How much can cargo bike delivery actually cut last-mile delivery costs?

Cargo bike delivery primarily reduces idle time costs and parking-related fees rather than fuel costs, with the financial impact varying significantly by urban density. NYC DOT’s pilot evaluation found that 20 cargo bike miles per day displaced 20 van or box-truck miles, with per-bike CO2 savings of approximately 7 tons per year. More importantly, dense urban routes can complete more stops per hour on a cargo bike because parking and curb access are no longer the limiting factors. Published industry figures on net cost savings vary widely depending on whether the comparison includes labor, infrastructure access (microhubs, battery swap), and depreciation, so brands should ask their 3PL for actual route-level cost comparisons rather than rely on category-level averages.

Which cities are the most ready for commercial cargo bike delivery in 2026?

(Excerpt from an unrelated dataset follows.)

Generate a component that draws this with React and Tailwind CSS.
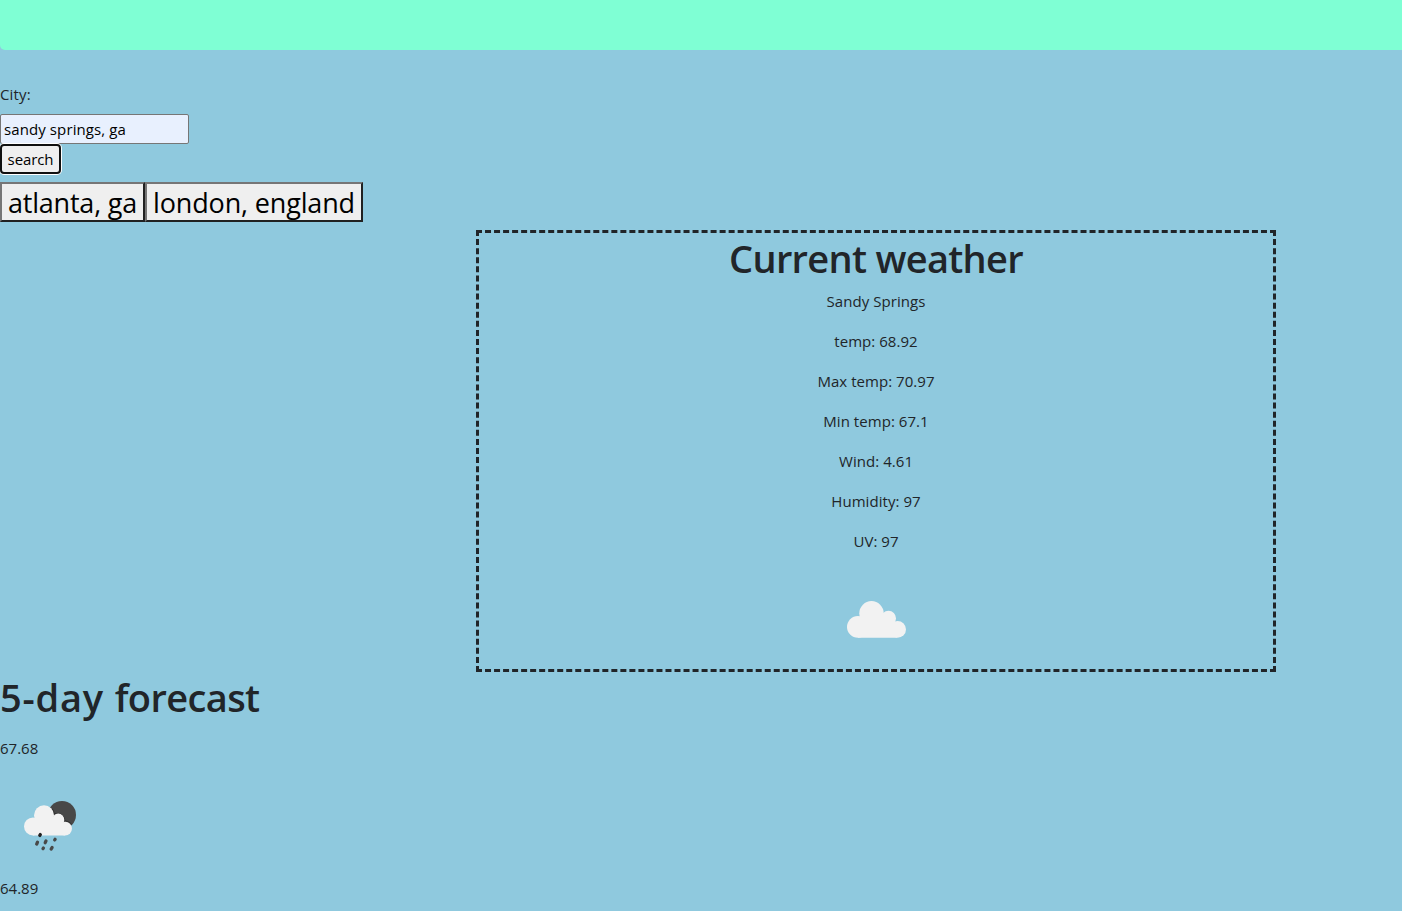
const readings = [
  "Sandy Springs",
  "temp: 68.92",
  "Max temp: 70.97",
  "Min temp: 67.1",
  "Wind: 4.61",
  "Humidity: 97",
  "UV: 97",
];

function CloudIcon() {
  return (
    <svg width="100" height="100" viewBox="0 0 100 100" aria-label="overcast clouds" fill="#f2f2f2">
      <circle cx="31.900" cy="56.900" r="10.900" />
      <circle cx="45.500" cy="43.300" r="12.200" />
      <circle cx="62.500" cy="48.300" r="7.500" />
      <circle cx="71.600" cy="59.400" r="8.400" />
      <path d="M32 67.800V50L38 45H62L71 55V67.800Z" />
    </svg>
  );
}

function RainIcon() {
  return (
    <svg width="100" height="100" viewBox="0 0 100 100" aria-label="light rain">
      <circle cx="62" cy="39" r="14" fill="#484848" />
      <path
        fill="none"
        stroke="#303030"
        strokeWidth="1"
        d="M52 32.500Q54 35 54.300 37.800Q63 35.500 65 44.800Q69 45 71.500 48"
      />
      <g fill="#f2f2f2">
        <circle cx="33" cy="50.400" r="9" />
        <circle cx="44" cy="39.300" r="10" />
        <circle cx="58.200" cy="43.700" r="6.100" />
        <circle cx="65.100" cy="52.600" r="6.900" />
        <path d="M33 59.400V45L39 41H57L65 49V59.500Z" />
      </g>
      <g stroke="#484848" strokeWidth="3.300" strokeLinecap="round">
        <path d="M39.800 59.400L40.300 58.600" stroke="#222222" />
        <path d="M36.700 68.100L37.500 66.200M45.200 66.700L46 64.900M54.700 63.900L55.100 63.300M43 72.700L43.400 72.100M51.200 73.100L52.100 71.400" />
      </g>
    </svg>
  );
}

export default function App() {
  return (
    <div className="h-[911px] overflow-hidden bg-[#8fc9de] font-['Open_Sans','Noto_Sans',sans-serif] text-[15px] leading-6 text-[#212529]">
      <header className="h-[50px] rounded-bl-[5px] bg-[#7fffd4]" />
      <main className="pt-8">
        <label htmlFor="city" className="block h-6 tracking-[0.15px]">City:</label>
        <input
          id="city"
          defaultValue="sandy springs, ga"
          className="mt-2 block h-[30px] w-[189px] rounded-[2px] border border-[#767676] bg-[#e8f0fe] px-[3px] tracking-[0.1px] text-black outline-none"
        />
        <button className="block h-[30px] w-[61px] rounded-[4px] border-2 border-[#101010] bg-[#efefef] tracking-[-0.1px] text-black shadow-[0_0_0_1px_white]">
          search
        </button>
        <div className="mt-2 flex text-[27px] leading-[34px] text-black">
          <button className="h-10 w-[145px] border-2 border-t-[#767676] border-r-[#212121] border-b-[#212121] border-l-[#767676] bg-[#efefef] pt-[2px] tracking-[-0.2px] whitespace-nowrap">
            atlanta, ga
          </button>
          <button className="h-10 w-[218px] border-2 border-t-[#767676] border-r-[#212121] border-b-[#212121] border-l-[#767676] bg-[#efefef] pt-[2px] tracking-[-0.15px] whitespace-nowrap">
            london, england
          </button>
        </div>
        <section className="mt-2 ml-[476px] h-[442px] w-[800px] border-[3px] border-dashed border-[#212529] text-center">
          <h1 className="h-12 text-[38px] leading-[50px] font-semibold tracking-[-0.7px]">Current weather</h1>
          <div className="mt-2 flex flex-col gap-4 tracking-[0.05px]">
            {readings.map((text) => <p key={text}>{text}</p>)}
          </div>
          <div className="mt-[17px] flex justify-center"><CloudIcon /></div>
        </section>
        <h1 className="h-12 text-[38px] leading-[50px] font-semibold">
          <span className="tracking-[0.8px]">5-day </span>
          <span className="tracking-[-0.6px]">forecast</span>
        </h1>
        <p className="mt-4">67.68</p>
        <div className="mt-4"><RainIcon /></div>
        <p>64.89</p>
      </main>
    </div>
  );
}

New York City and major European cities are the most operationally ready for commercial cargo bike delivery in 2026, with Washington DC, Miami, and several West Coast cities entering active pilot phases. NYC has a permanent commercial cargo bike program with formal loading zones, microhubs on the Upper West Side, and around 450 commercial cargo bikes in operation as of 2024 with a 2,000-bike target for 2026. Amazon operates 70+ micromobility hubs across 50+ European cities and announced 25 additional hubs for 2026. Washington DC launched the MicroFreight DC Pilot Program with Amazon in May 2026. Miami is in earlier-stage alternative delivery experimentation, with sidewalk robot pilots from Serve Robotics and Coco Robotics suggesting regulatory openness to cargo bike adoption in the next 12 to 24 months.